Exercise:
Reproduce each line of the material exactly, minus any picture.

Given material:

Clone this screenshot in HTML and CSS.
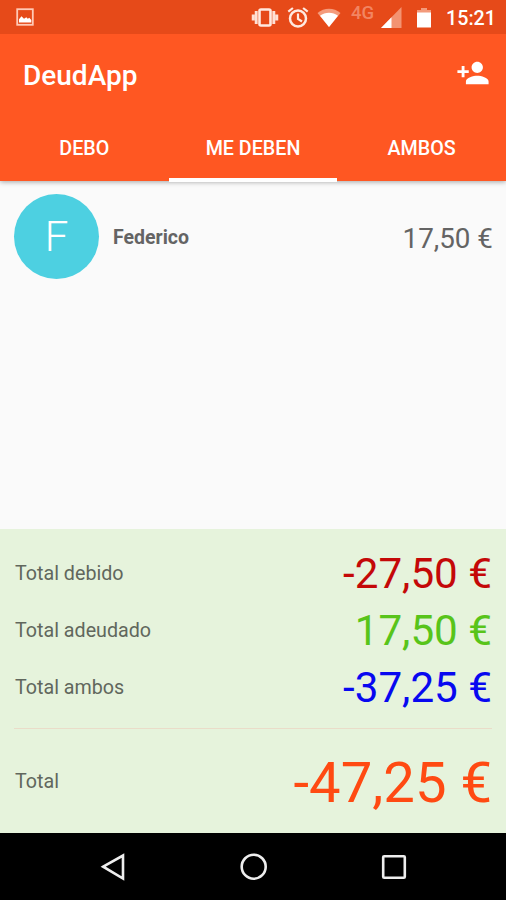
FILE: index.html
```html
<!DOCTYPE html>
<html lang="es">
<head>
<meta charset="utf-8">
<title>DeudApp</title>
<link rel="stylesheet" href="styles.css">
</head>
<body>
<div class="screen">
  <header class="header">
    <div class="status">
      <svg class="picture" width="20" height="20" viewBox="0 0 20 20"><rect x="2.2" y="2.2" width="15.6" height="15.6" fill="none" stroke="#ffc9b5" stroke-width="1.8"/><path d="M4 15.500v-3.200l2.500-3 2.500 2.500 2.300-1.600 1.500 1.600 1.500-1 2 2.300v2.400z" fill="#fff"/></svg>
      <div class="status-icons">
        <svg width="28" height="24" viewBox="0 0 28 24"><path d="M10 3.500h8a1.500 1.500 0 0 1 1.500 1.500v13a1.500 1.500 0 0 1-1.500 1.500h-8a1.500 1.500 0 0 1-1.500-1.500V5A1.500 1.500 0 0 1 10 3.500z" fill="none" stroke="#ffe9e0" stroke-width="2.600"/><path d="M5.200 5v13M22.800 5v13M2.200 8.500v6M25.800 8.500v6" stroke="#ffe0d4" stroke-width="2.900"/></svg>
        <svg class="alarm" width="24" height="24" viewBox="0 0 24 24"><circle cx="12" cy="12.500" r="8" fill="none" stroke="#ffe9e0" stroke-width="2.500"/><path d="M12 7.500v5.300l4 2.700M2.300 5.700l4.600-3.700M21.700 5.700l-4.600-3.700" fill="none" stroke="#ffe9e0" stroke-width="2.200"/></svg>
        <svg class="wifi" width="26" height="24" viewBox="0 0 26 24"><path d="M13 21L1.500 7C8 1.300 18 1.300 24.500 7z" fill="#f49b7c"/><path d="M13 21L4 9.800c5-4 13-4 18 0z" fill="#fff"/></svg>
        <span class="network">4G</span>
        <svg class="signal" width="22" height="22" viewBox="0 0 22 22"><path d="M21.500 1v21H1z" fill="#f39372"/><path d="M11.500 11.200v10.800H1z" fill="#fff"/></svg>
        <svg class="battery" width="16" height="22" viewBox="0 0 16 22"><path d="M5 1h6v2h4V8H1V3h4z" fill="#f39a7b"/><path d="M1 5.500h14v15H1z" fill="#fff"/></svg>
        <span class="time">15:21</span>
      </div>
    </div>
    <div class="toolbar">
      <h1>DeudApp</h1>
      <svg width="34" height="34" viewBox="0 0 24 24" fill="#fff"><path d="M15 12c2.210 0 4-1.790 4-4s-1.790-4-4-4-4 1.790-4 4 1.790 4 4 4zm-9-2V7H4v3H1v2h3v3h2v-3h3v-2H6zm9 4c-2.670 0-8 1.340-8 4v2h16v-2c0-2.660-5.330-4-8-4z"/></svg>
    </div>
    <nav class="tabs"><span>DEBO</span><span class="active">ME DEBEN</span><span>AMBOS</span></nav>
  </header>
  <main>
    <div class="person">
      <div class="avatar">F</div>
      <span class="name">Federico</span>
      <span class="owed">17,50 €</span>
    </div>
  </main>
  <section class="totals">
    <div class="row"><span>Total debido</span><span class="value red">-27,50 €</span></div>
    <div class="row"><span>Total adeudado</span><span class="value green">17,50 €</span></div>
    <div class="row"><span>Total ambos</span><span class="value blue">-37,25 €</span></div>
    <div class="row grand"><span>Total</span><span class="value">-47,25 €</span></div>
  </section>
  <footer class="navbar">
    <svg width="30" height="30" viewBox="0 0 30 30"><path d="M5.200 14.700L25 3.500v23z"/></svg>
    <svg width="30" height="30" viewBox="0 0 30 30"><circle cx="14.700" cy="14.700" r="12"/></svg>
    <svg width="30" height="30" viewBox="0 0 30 30"><rect x="4.200" y="4.200" width="21.600" height="21.500" rx="1"/></svg>
  </footer>
</div>
</body>
</html>
```
FILE: styles.css
```css
* { box-sizing: border-box; }
body { margin: 0; font-family: Roboto, sans-serif; color: #646464; background: #fafafa; }
svg { display: block; flex: none; }
.screen { width: 506px; height: 900px; display: flex; flex-direction: column; overflow: hidden; }
.header { height: 181px; flex: none; background: #ff5722; color: #fff; box-shadow: 0 1px 5px rgba(0, 0, 0, .35); }
.status { height: 34px; background: #e64a19; display: flex; justify-content: space-between; padding: 0 11px 0 15px; }
.picture { margin-top: 7px; }
.status-icons { display: flex; align-items: flex-start; padding-top: 6px; }
.alarm { margin-left: 7px; }
.wifi { margin-left: 6px; }
.network { width: 24px; margin-left: 9px; font-size: 18.500px; line-height: 14px; font-weight: 500; color: #f28562; }
.signal { margin: 0 0 0 5px; }
.battery { margin: 1px 0 0 14px; }
.time { width: 49px; margin-left: 14px; font-size: 19.700px; line-height: 25px; font-weight: 500; white-space: nowrap; }
.toolbar { height: 82px; display: flex; align-items: center; justify-content: space-between; padding: 0 16px 4px 23px; }
.toolbar h1 { margin: 6px 0 0; font-size: 28px; line-height: 34px; font-weight: 500; }
.tabs { height: 65px; display: grid; grid-template-columns: repeat(3, 1fr); text-align: center; font-size: 19.700px; line-height: 66px; font-weight: 500; }
.tabs .active { box-shadow: inset 0 -4px #fff; }
main { flex: 1; padding: 13px 13px 0 14px; }
.person { display: flex; align-items: center; height: 85px; }
.avatar { width: 85px; height: 85px; border-radius: 50%; background: #4dd0e1; color: #fff; font-size: 42px; font-weight: 300; line-height: 85px; text-align: center; }
.name { margin: 2px 0 0 14px; font-size: 19.500px; font-weight: 700; }
.owed { margin: 3px 0 0 auto; font-size: 27.800px; }
.totals { height: 304px; flex: none; background: #e6f3dc; padding: 16px 14px 0; }
.row { height: 57px; display: flex; align-items: center; justify-content: space-between; font-size: 19.700px; color: #61675d; padding-left: 1px; }
.value { font-size: 42.200px; line-height: 57px; white-space: nowrap; }
.red { color: #c40808; }
.green { color: #58c41a; }
.blue { color: #0808f0; }
.grand { height: 105px; margin-top: 12px; border-top: 1px solid #eadcc9; }
.grand .value { padding-top: 5px; font-size: 56.200px; color: #ff4a12; }
.navbar { height: 67px; flex: none; background: #000; display: flex; justify-content: space-between; align-items: center; padding: 0 97px 0 98px; }
.navbar svg { fill: none; stroke: #eee; stroke-width: 2.600; }
```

Exercise solution:
Clone this screenshot in HTML and CSS.
FILE: index.html
```html
<!DOCTYPE html>
<html lang="es">
<head>
<meta charset="utf-8">
<title>DeudApp</title>
<link rel="stylesheet" href="styles.css">
</head>
<body>
<div class="screen">
  <header class="header">
    <div class="status">
      <svg class="picture" width="20" height="20" viewBox="0 0 20 20"><rect x="2.2" y="2.2" width="15.6" height="15.6" fill="none" stroke="#ffc9b5" stroke-width="1.8"/><path d="M4 15.500v-3.200l2.500-3 2.500 2.500 2.300-1.600 1.500 1.600 1.500-1 2 2.300v2.400z" fill="#fff"/></svg>
      <div class="status-icons">
        <svg width="28" height="24" viewBox="0 0 28 24"><path d="M10 3.500h8a1.500 1.500 0 0 1 1.500 1.500v13a1.500 1.500 0 0 1-1.500 1.500h-8a1.500 1.500 0 0 1-1.500-1.500V5A1.500 1.500 0 0 1 10 3.500z" fill="none" stroke="#ffe9e0" stroke-width="2.600"/><path d="M5.200 5v13M22.800 5v13M2.200 8.500v6M25.800 8.500v6" stroke="#ffe0d4" stroke-width="2.900"/></svg>
        <svg class="alarm" width="24" height="24" viewBox="0 0 24 24"><circle cx="12" cy="12.500" r="8" fill="none" stroke="#ffe9e0" stroke-width="2.500"/><path d="M12 7.500v5.300l4 2.700M2.300 5.700l4.600-3.700M21.700 5.700l-4.600-3.700" fill="none" stroke="#ffe9e0" stroke-width="2.200"/></svg>
        <svg class="wifi" width="26" height="24" viewBox="0 0 26 24"><path d="M13 21L1.500 7C8 1.300 18 1.300 24.500 7z" fill="#f49b7c"/><path d="M13 21L4 9.800c5-4 13-4 18 0z" fill="#fff"/></svg>
        <span class="network">4G</span>
        <svg class="signal" width="22" height="22" viewBox="0 0 22 22"><path d="M21.500 1v21H1z" fill="#f39372"/><path d="M11.500 11.200v10.800H1z" fill="#fff"/></svg>
        <svg class="battery" width="16" height="22" viewBox="0 0 16 22"><path d="M5 1h6v2h4V8H1V3h4z" fill="#f39a7b"/><path d="M1 5.500h14v15H1z" fill="#fff"/></svg>
        <span class="time">15:21</span>
      </div>
    </div>
    <div class="toolbar">
      <h1>DeudApp</h1>
      <svg width="34" height="34" viewBox="0 0 24 24" fill="#fff"><path d="M15 12c2.210 0 4-1.790 4-4s-1.790-4-4-4-4 1.790-4 4 1.790 4 4 4zm-9-2V7H4v3H1v2h3v3h2v-3h3v-2H6zm9 4c-2.670 0-8 1.340-8 4v2h16v-2c0-2.660-5.330-4-8-4z"/></svg>
    </div>
    <nav class="tabs"><span>DEBO</span><span class="active">ME DEBEN</span><span>AMBOS</span></nav>
  </header>
  <main>
    <div class="person">
      <div class="avatar">F</div>
      <span class="name">Federico</span>
      <span class="owed">17,50 €</span>
    </div>
  </main>
  <section class="totals">
    <div class="row"><span>Total debido</span><span class="value red">-27,50 €</span></div>
    <div class="row"><span>Total adeudado</span><span class="value green">17,50 €</span></div>
    <div class="row"><span>Total ambos</span><span class="value blue">-37,25 €</span></div>
    <div class="row grand"><span>Total</span><span class="value">-47,25 €</span></div>
  </section>
  <footer class="navbar">
    <svg width="30" height="30" viewBox="0 0 30 30"><path d="M5.200 14.700L25 3.500v23z"/></svg>
    <svg width="30" height="30" viewBox="0 0 30 30"><circle cx="14.700" cy="14.700" r="12"/></svg>
    <svg width="30" height="30" viewBox="0 0 30 30"><rect x="4.200" y="4.200" width="21.600" height="21.500" rx="1"/></svg>
  </footer>
</div>
</body>
</html>
```
FILE: styles.css
```css
* { box-sizing: border-box; }
body { margin: 0; font-family: Roboto, sans-serif; color: #646464; background: #fafafa; }
svg { display: block; flex: none; }
.screen { width: 506px; height: 900px; display: flex; flex-direction: column; overflow: hidden; }
.header { height: 181px; flex: none; background: #ff5722; color: #fff; box-shadow: 0 1px 5px rgba(0, 0, 0, .35); }
.status { height: 34px; background: #e64a19; display: flex; justify-content: space-between; padding: 0 11px 0 15px; }
.picture { margin-top: 7px; }
.status-icons { display: flex; align-items: flex-start; padding-top: 6px; }
.alarm { margin-left: 7px; }
.wifi { margin-left: 6px; }
.network { width: 24px; margin-left: 9px; font-size: 18.500px; line-height: 14px; font-weight: 500; color: #f28562; }
.signal { margin: 0 0 0 5px; }
.battery { margin: 1px 0 0 14px; }
.time { width: 49px; margin-left: 14px; font-size: 19.700px; line-height: 25px; font-weight: 500; white-space: nowrap; }
.toolbar { height: 82px; display: flex; align-items: center; justify-content: space-between; padding: 0 16px 4px 23px; }
.toolbar h1 { margin: 6px 0 0; font-size: 28px; line-height: 34px; font-weight: 500; }
.tabs { height: 65px; display: grid; grid-template-columns: repeat(3, 1fr); text-align: center; font-size: 19.700px; line-height: 66px; font-weight: 500; }
.tabs .active { box-shadow: inset 0 -4px #fff; }
main { flex: 1; padding: 13px 13px 0 14px; }
.person { display: flex; align-items: center; height: 85px; }
.avatar { width: 85px; height: 85px; border-radius: 50%; background: #4dd0e1; color: #fff; font-size: 42px; font-weight: 300; line-height: 85px; text-align: center; }
.name { margin: 2px 0 0 14px; font-size: 19.500px; font-weight: 700; }
.owed { margin: 3px 0 0 auto; font-size: 27.800px; }
.totals { height: 304px; flex: none; background: #e6f3dc; padding: 16px 14px 0; }
.row { height: 57px; display: flex; align-items: center; justify-content: space-between; font-size: 19.700px; color: #61675d; padding-left: 1px; }
.value { font-size: 42.200px; line-height: 57px; white-space: nowrap; }
.red { color: #c40808; }
.green { color: #58c41a; }
.blue { color: #0808f0; }
.grand { height: 105px; margin-top: 12px; border-top: 1px solid #eadcc9; }
.grand .value { padding-top: 5px; font-size: 56.200px; color: #ff4a12; }
.navbar { height: 67px; flex: none; background: #000; display: flex; justify-content: space-between; align-items: center; padding: 0 97px 0 98px; }
.navbar svg { fill: none; stroke: #eee; stroke-width: 2.600; }
```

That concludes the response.